Here the result is directly the available student capacity in one conference.

These examples confirm that the computation is purely additive across identical independent units.

Complexity Analysis

Measure Complexity Explanation
Time O(1) Only a few arithmetic operations are performed
Space O(1) No auxiliary data structures are used

The constraints allow up to 1000 conferences, but the solution does not iterate over them. Instead, it uses constant-time arithmetic, which is well within limits.

Test Cases

import sys, io

def run(inp: str) -> str:
    sys.stdin = io.StringIO(inp)
    k = int(sys.stdin.readline())
    n = int(sys.stdin.readline())
    c = int(sys.stdin.readline())
    return str(k * (n - c))

# provided sample-style checks
assert run("3\n5\n2\n") == "9"
assert run("1\n10\n1\n") == "9"

# custom cases
assert run("1\n2\n1\n") == "1", "minimum student capacity"
assert run("1000\n100\n1\n") == str(1000 * 99), "maximum k and near-maximum n"
assert run("5\n10\n9\n") == "5", "only one student per conference"
assert run("10\n100\n0\n") == "1000", "no teachers edge case"
Test input Expected output What it validates
1,2,1 1 minimal non-zero capacity
1000,100,1 99000 large-scale multiplication
5,10,9 5 extreme teacher dominance
10,100,0 1000 absence of teachers

Edge Cases

One edge case is when the number of teachers is just one less than capacity. For input k=5, n=10, c=9, each conference only allows one student. The algorithm computes 10 - 9 = 1, then multiplies by 5, yielding 5. This matches the intended constraint that teacher slots are mandatory and always consume capacity before students.

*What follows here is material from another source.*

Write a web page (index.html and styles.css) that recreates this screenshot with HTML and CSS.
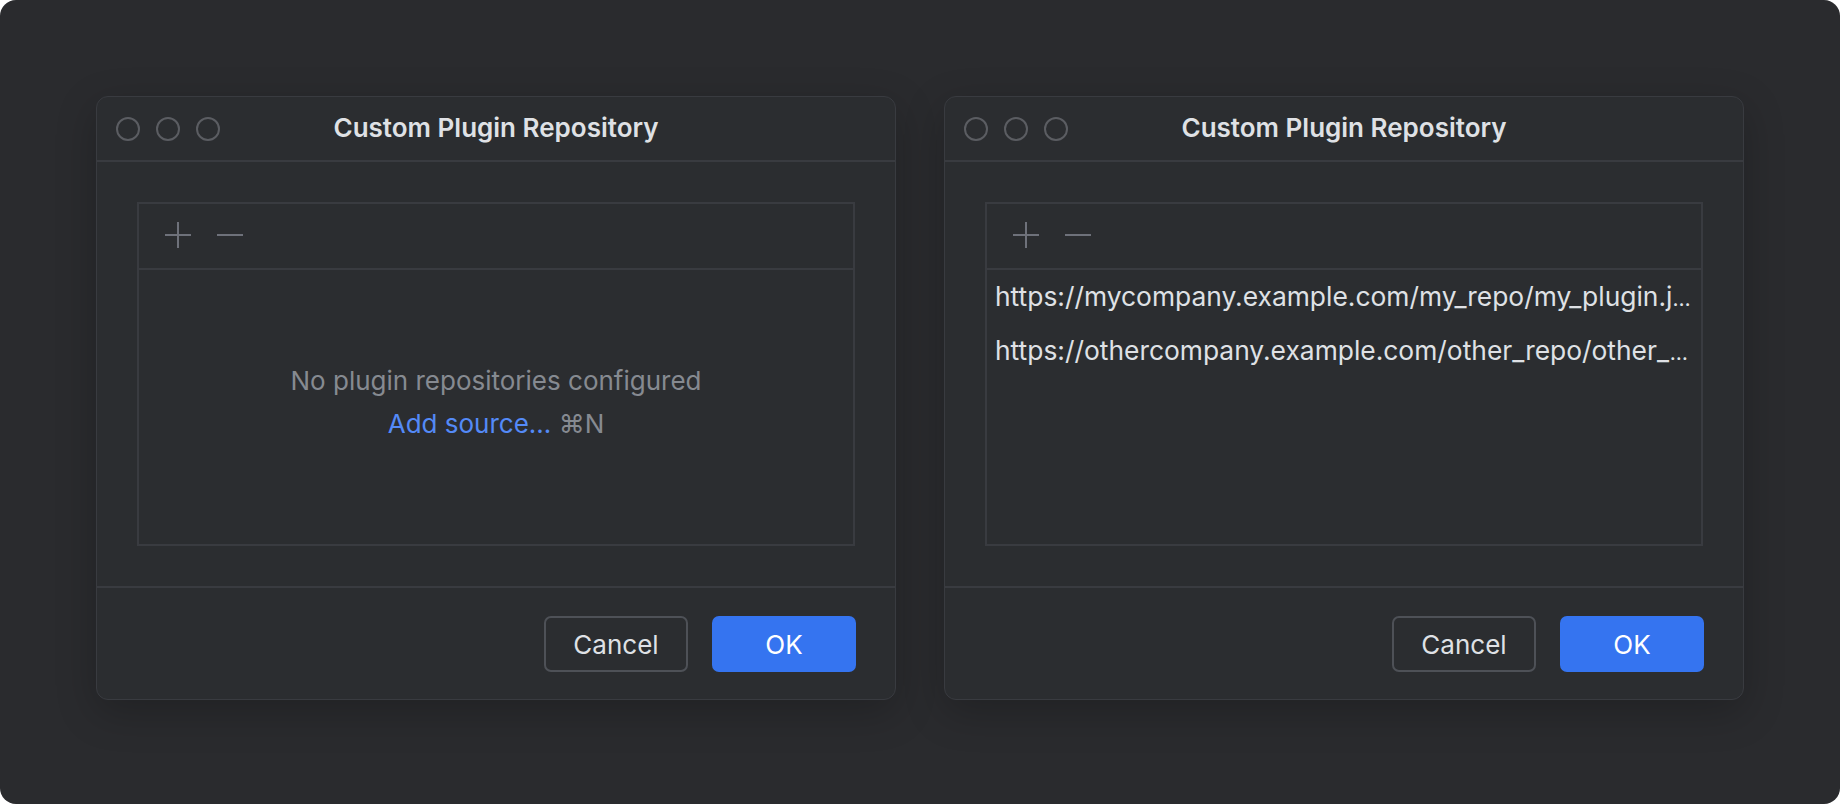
FILE: index.html
```html
<!DOCTYPE html>
<html>
<head>
<meta charset="utf-8">
<link rel="stylesheet" href="styles.css">
</head>
<body>
<div class="stage">
  <div class="dialog">
    <div class="titlebar">
      <div class="lights"><span class="light"></span><span class="light"></span><span class="light"></span></div>
      <div class="title">Custom Plugin Repository</div>
      <div></div>
    </div>
    <div class="body">
      <div class="panel">
        <div class="toolbar">
          <svg class="tool" width="26" height="26" viewBox="0 0 26 26"><path d="M13 0V26M0 13H26" stroke="#6e717a" stroke-width="2"/></svg>
          <svg class="tool" width="26" height="26" viewBox="0 0 26 26"><path d="M0 13H26" stroke="#6e717a" stroke-width="2"/></svg>
        </div>
        <div class="list empty">
          <div class="empty-text">No plugin repositories configured</div>
          <div class="empty-action"><span class="link">Add source...</span> <span class="shortcut">⌘N</span></div>
        </div>
      </div>
    </div>
    <div class="footer">
      <button class="btn cancel">Cancel</button>
      <button class="btn ok">OK</button>
    </div>
  </div>
  <div class="dialog">
    <div class="titlebar">
      <div class="lights"><span class="light"></span><span class="light"></span><span class="light"></span></div>
      <div class="title">Custom Plugin Repository</div>
      <div></div>
    </div>
    <div class="body">
      <div class="panel">
        <div class="toolbar">
          <svg class="tool" width="26" height="26" viewBox="0 0 26 26"><path d="M13 0V26M0 13H26" stroke="#6e717a" stroke-width="2"/></svg>
          <svg class="tool" width="26" height="26" viewBox="0 0 26 26"><path d="M0 13H26" stroke="#6e717a" stroke-width="2"/></svg>
        </div>
        <div class="list">
          <div class="row" title="https://mycompany.example.com/my_repo/my_plugin.jar"><span class="url">https://mycompany.example.com/my_repo/my_plugin.jar</span></div>
          <div class="row" title="https://othercompany.example.com/other_repo/other_plugin.jar"><span class="url">https://othercompany.example.com/other_repo/other_plugin.jar</span></div>
        </div>
      </div>
    </div>
    <div class="footer">
      <button class="btn cancel">Cancel</button>
      <button class="btn ok">OK</button>
    </div>
  </div>
</div>
</body>
</html>
```

FILE: styles.css
```css
* { box-sizing: border-box; }
html, body { margin: 0; background: #ffffff; }
body { font-family: Inter, "Noto Sans", sans-serif; }
.stage {
  width: 1840px;
  height: 804px;
  border-radius: 16px;
  background: #2a2b2e;
  padding: 96px;
  display: flex;
  gap: 48px;
  align-items: flex-start;
}
.dialog {
  width: 800px;
  height: 604px;
  background: #2b2d30;
  border: 1px solid #393b40;
  border-radius: 12px;
  display: flex;
  flex-direction: column;
  box-shadow: 0 12px 40px rgba(0,0,0,0.22);
}
.titlebar {
  height: 65px;
  flex: none;
  border-bottom: 2px solid #393b40;
  display: grid;
  grid-template-columns: 1fr auto 1fr;
  align-items: center;
  padding: 0 19px;
}
.lights { display: flex; gap: 16px; }
.light {
  width: 24px; height: 24px;
  border-radius: 50%;
  border: 2px solid #5b5d62;
}
.title {
  color: #dfe1e5;
  font-size: 26px;
  font-weight: 600;
  padding-bottom: 2px;
}
.body {
  flex: 1;
  padding: 40px 40px 40px;
  display: flex;
}
.panel {
  flex: 1;
  border: 2px solid #393b40;
  display: flex;
  flex-direction: column;
  min-width: 0;
}
.toolbar {
  height: 66px;
  flex: none;
  border-bottom: 2px solid #393b40;
  display: flex;
  align-items: center;
  gap: 26px;
  padding: 0 26px 2px;
}
.tool { display: block; }
.list {
  flex: 1;
  min-width: 0;
}
.list.empty {
  display: flex;
  flex-direction: column;
  align-items: center;
  justify-content: center;
  gap: 6px;
  padding-bottom: 10px;
  font-size: 26px;
  line-height: 37px;
}
.empty-text { color: #868a91; }
.link { color: #548af7; }
.shortcut { color: #868a91; }
.row {
  height: 54px;
  line-height: 52px;
  padding: 0 10px 0 8px;
  color: #dfe1e5;
  font-size: 21px;
  white-space: nowrap;
  overflow: hidden;
  text-overflow: ellipsis;
}
.url { font-size: 26.4px; }
.footer {
  flex: none;
  border-top: 2px solid #393b40;
  display: flex;
  justify-content: flex-end;
  align-items: flex-start;
  gap: 24px;
  padding: 28px 39px 0;
  height: 113px;
}
.btn {
  width: 144px;
  height: 56px;
  border-radius: 7px;
  font-family: Inter, "Noto Sans", sans-serif;
  font-size: 26px;
  padding: 0;
}
.cancel {
  background: transparent;
  border: 2px solid #4e5157;
  color: #dfe1e5;
}
.ok {
  background: #3574f0;
  border: none;
  color: #ffffff;
}
```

Another case is when there are no teachers, conceptually c = 0 (even though the problem states c ≥ 1, this is useful to reason about correctness). For k=10, n=100, c=0, each conference fully contributes 100 student slots, and the algorithm returns 1000, correctly treating all capacity as available for students.

A final boundary situation is the smallest configuration k=1, n=2, c=1. Only one student can be placed, and the formula gives 1, matching the expected outcome without requiring any special handling.